After being asked yet again for a road frame with an Edge fork, I thought I’d put out the proverbial ‘I’m not happy, Jan’ to the guilty parties who make the life of small time custom bike builders (or maybe just ones from Australia) just that little bit more of a pain in the arse than it needs to be.
Back in late 2008, we were buying Edge components directly from Jake at Edge. He was very helpful and obviously keen to increase his business, and very keen to get Edge on our Tephra XCR test bike which featured in RIDE magazine.
Warwick,
How goes it? This is a great opportunity that we would like to jump on. What do we need to do in order to get a fork and wheels on this bike??

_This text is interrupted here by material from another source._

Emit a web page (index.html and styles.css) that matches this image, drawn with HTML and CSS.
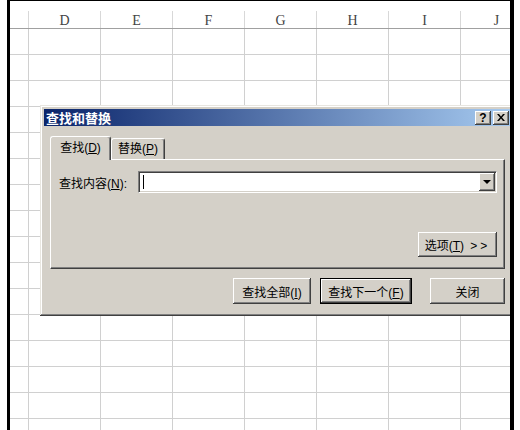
FILE: index.html
```html
<!DOCTYPE html>
<html lang="zh-CN">
<head>
    <meta charset="UTF-8">
    <title>查找和替换</title>
    <link rel="stylesheet" href="styles.css">
</head>
<body>

    <div class="sheet">
        <div class="formula-gap"></div>
        <div class="col-head">
            <div class="corner"></div>
            <div class="col">D</div>
            <div class="col">E</div>
            <div class="col">F</div>
            <div class="col">G</div>
            <div class="col">H</div>
            <div class="col">I</div>
            <div class="col">J</div>
        </div>
        <div class="cells"></div>

        <!-- dialogo encima de la hoja -->
        <div class="dialog">
            <div class="title-bar">
                <span class="title-text">查找和替换</span>
                <span class="tbtn help">?</span>
                <span class="tbtn">
                    <svg width="8" height="7" viewBox="0 0 8 7"><path d="M0 0h2l2 2.5L6 0h2L5 3.5 8 7H6L4 4.5 2 7H0l3-3.5z" fill="#000"/></svg>
                </span>
            </div>

            <div class="dlg-body">
                <div class="tabs">
                    <div class="tab active">查找(<u>D</u>)</div>
                    <div class="tab">替换(<u>P</u>)</div>
                </div>

                <div class="panel">
                    <div class="find-row">
                        <label class="find-label">查找内容(<u>N</u>):</label>
                        <div class="combo">
                            <span class="caret"></span>
                            <span class="drop-btn"><span class="arrow"></span></span>
                        </div>
                    </div>
                    <button class="btn options-btn">选项(<u>T</u>) <span class="more">&gt;&gt;</span></button>
                </div>

                <div class="actions">
                    <button class="btn btn-all">查找全部(<u>I</u>)</button>
                    <button class="btn btn-next default">查找下一个(<u>F</u>)</button>
                    <button class="btn btn-close">关闭</button>
                </div>
            </div>
        </div>
    </div>

</body>
</html>
```

FILE: styles.css
```css
body {
    margin: 0;
    background-color: #fff;
    font-family: "Liberation Sans", "Noto Sans CJK SC", sans-serif;
}

.sheet {
    position: relative;
    width: 500px;
    height: 429px;
    margin-left: 7px;
    border-left: 3px solid #000;
    border-right: 4px solid #000;
    border-top: 1px solid #000;
    overflow: hidden;
    background-color: #fff;
}

.formula-gap {
    height: 10px;
}

.col-head {
    display: flex;
    height: 17px;
    border-bottom: 1px solid #a0a0a0;
}

.corner {
    flex: 0 0 19px;
    box-sizing: border-box;
    border-right: 1px solid #d8d8d8;
}

.col {
    flex: 0 0 72px;
    box-sizing: border-box;
    border-right: 1px solid #d8d8d8;
    text-align: center;
    font-family: "Liberation Serif", serif;
    font-size: 14px;
    line-height: 19px;
    color: #444;
}

.cells {
    height: 401px;
    background-image:
        linear-gradient(to bottom, transparent 25px, #d0d0d0 25px),
        linear-gradient(to right, transparent 71px, #d0d0d0 71px);
    background-size: 100% 26px, 72px 100%;
    background-position: 0 0, 19px 0;
}

/* ventana de dialogo */
.dialog {
    position: absolute;
    left: 30px;
    top: 104px;
    width: 475px;
    height: 211px;
    box-sizing: border-box;
    padding: 4px;
    background-color: #d4d0c8;
    box-shadow: inset -1px -1px #404040, inset 1px 1px #e8e6e0, inset -2px -2px #808080, inset 2px 2px #fff;
    font-size: 12px;
    color: #000;
}

.title-bar {
    display: flex;
    align-items: center;
    height: 17px;
    padding: 0 2px;
    background: linear-gradient(to right, #0a246a, #a6caf0);
}

.title-text {
    flex: 1;
    color: #fff;
    font-family: "Noto Sans CJK SC", sans-serif;
    font-weight: bold;
    font-size: 13px;
    line-height: 17px;
}

.tbtn {
    display: flex;
    align-items: center;
    justify-content: center;
    width: 16px;
    height: 14px;
    margin-left: 2px;
    background-color: #d4d0c8;
    box-shadow: inset -1px -1px #404040, inset 1px 1px #fff, inset -2px -2px #808080;
}

.help {
    font-family: "Liberation Sans", sans-serif;
    font-weight: bold;
    font-size: 12px;
    line-height: 14px;
}

.dlg-body {
    padding: 10px 6px 0 6px;
}

.tabs {
    display: flex;
    align-items: flex-end;
    height: 24px;
    margin-bottom: -1px;
}

.tab {
    box-sizing: border-box;
    height: 21px;
    width: 54px;
    margin-bottom: 1px;
    border-top: 1px solid #fff;
    border-left: 1px solid #fff;
    border-right: 1px solid #404040;
    border-radius: 3px 3px 0 0;
    box-shadow: inset -1px 0 #808080;
    background-color: #d4d0c8;
    text-align: center;
    line-height: 20px;
}

.tab.active {
    width: 61px;
    height: 24px;
    margin-bottom: 0;
    line-height: 22px;
}

.panel {
    display: flex;
    flex-direction: column;
    box-sizing: border-box;
    height: 110px;
    padding: 11px 7px 0 7px;
    border: 1px solid;
    border-color: #fff #404040 #404040 #fff;
    box-shadow: inset -1px -1px #808080;
}

.find-row {
    display: flex;
    align-items: center;
    height: 22px;
}

.find-label {
    width: 79px;
    padding-left: 1px;
}

.combo {
    flex: 1;
    display: flex;
    align-items: center;
    justify-content: space-between;
    box-sizing: border-box;
    height: 22px;
    border: 1px solid;
    border-color: #808080 #fff #fff #808080;
    box-shadow: inset 1px 1px #404040, inset -1px -1px #d4d0c8;
    background-color: #fff;
    padding: 1px;
}

.caret {
    width: 1px;
    height: 14px;
    margin-left: 3px;
    background-color: #000;
}

.drop-btn {
    display: flex;
    align-items: center;
    justify-content: center;
    width: 16px;
    height: 18px;
    background-color: #d4d0c8;
    box-shadow: inset -1px -1px #404040, inset 1px 1px #fff, inset -2px -2px #808080;
}

.arrow {
    width: 0;
    height: 0;
    border-left: 4px solid transparent;
    border-right: 4px solid transparent;
    border-top: 4px solid #000;
}

.btn {
    box-sizing: border-box;
    height: 26px;
    padding: 0;
    border: none;
    background-color: #d4d0c8;
    box-shadow: inset -1px -1px #404040, inset 1px 1px #fff, inset -2px -2px #808080;
    font-family: "Liberation Sans", "Noto Sans CJK SC", sans-serif;
    font-size: 12px;
    color: #000;
}

.options-btn {
    align-self: flex-end;
    width: 79px;
    height: 25px;
    margin-top: 39px;
}

.more {
    letter-spacing: 3px;
    margin-left: 3px;
}

.actions {
    display: flex;
    justify-content: flex-end;
    margin-top: 9px;
}

.btn-all {
    width: 78px;
}

.btn-next {
    width: 92px;
    margin-left: 9px;
}

.btn-close {
    width: 75px;
    margin-left: 18px;
}

.btn.default {
    border: 1px solid #000;
}
```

Before the XCR test, I was running a set of Edge 2.0 forks which they gave to me at their manufactured cost, which I thought was very generous.
Just when I thought I had negotiated some Edge wheels and forks for the test, I get handballed to this guy Peter Kyriakidis who was now apparently the new ‘Australian Distributor’.
Dear Warwick, thank you for your enquiry which Jake Pantone has forwarded to us as we are the Edge Composites Distributors in Australia and New Zealand and all sales are handled by us.
The price to you for the purchase of one Road 2.0 Fork is $615 ex GST and RRP is $981. We would need to know what rake you require before quoting a delivery time.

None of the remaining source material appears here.